We met weekly with seasoned experts to discuss our cases. We learned to keep our private passions, character flaws and blind spots from distorting the work. We were in therapy ourselves to understand those enthusiasms, flaws and blind spots. We were vigilant about “countertransference,” Freud’s term for psychiatrists’ own emotional reaction to a patient, which could cloud our clinical judgment. Even experienced therapists pay trusted supervisors to help them manage complexities that arise in the course of their work with patients.

Leslie Elliott is a rare voice willing to go public while still in training. Last fall, she created YouTube videos and posted Substack commentary in order to expose what she calls “the ideological capture” of the counseling profession as a warning to both future graduate students and potential clients.

But resistance from within will be hard. The teaching institutions and regulatory institutions, such as the APA, and the mental health profession in general, are being swept up in groupthink; those who balk are often too intimidated to speak up.

Meanwhile, clients are eager to avoid this alarming trend. There are list-serves catering to those seeking “non-woke” therapists. A psychologist colleague in New York City is about to launch an institute that will foster open inquiry in mental-health care and support individuals who have had adverse experiences at the hands of social-justice practitioners.

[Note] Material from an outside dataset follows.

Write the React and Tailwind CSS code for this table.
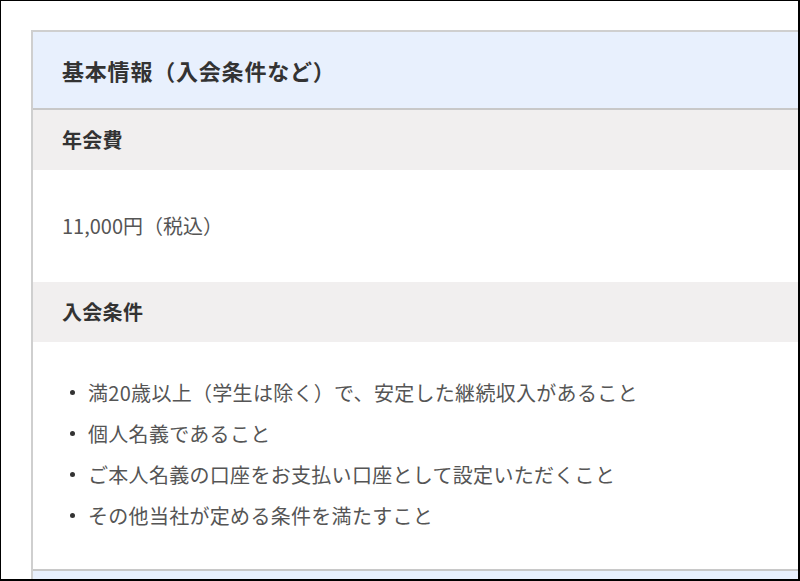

The most ambitious effort belongs to Brian S. Canfield, a professor of clinical mental health counseling at Florida Atlantic University and former president of the American Counseling Association. In July 2021, he launched the International Association of Psychology and Counseling. Its 500 members share the association’s position that, as Canfield puts it, “advocacy should be the domain of individual conscience, not one’s identity as a counselor.”

Highly questionable practices can harden into professional orthodoxy and conflict with what is best for patients. This is especially troubling as people are seeking help for mental-health care in record numbers.

Of course, skilled therapists must respect cultural values and traditions and educate themselves as best as possible in local anthropology. But preparation and sensitivity of this sort is far different from bringing a largely preordained, victim-oriented cultural script to a session and imposing it on a client.

Social-justice therapy risks additional harms by overlooking the fact that race and ethnicity may not be the most important of the many dimensions, such as personality variables, geographic region, political orientation, family experiences, educational attainment, which affect patients’ life experiences. Then there is the crowning hypocrisy of stereotyping certain groups as “oppressors” at the same time social-justice therapists consider prejudice directed at groups to be the cause of so much distress in the world.

In October, the dean of Antioch’s counseling graduate program reacted to Elliott’s online postings. In an email, he urged students and faculty not to watch her videos and to reach out to an ad hoc “crisis team” to help them handle their reactions to the “hate speech” she allegedly disseminated.

Elliott, who is unsure whether the school will ask her to leave, told its officials that she wants the option of finishing her remaining coursework and receiving her degree, as well as an apology for “false accusations.” She also informed them that she will continue to speak out.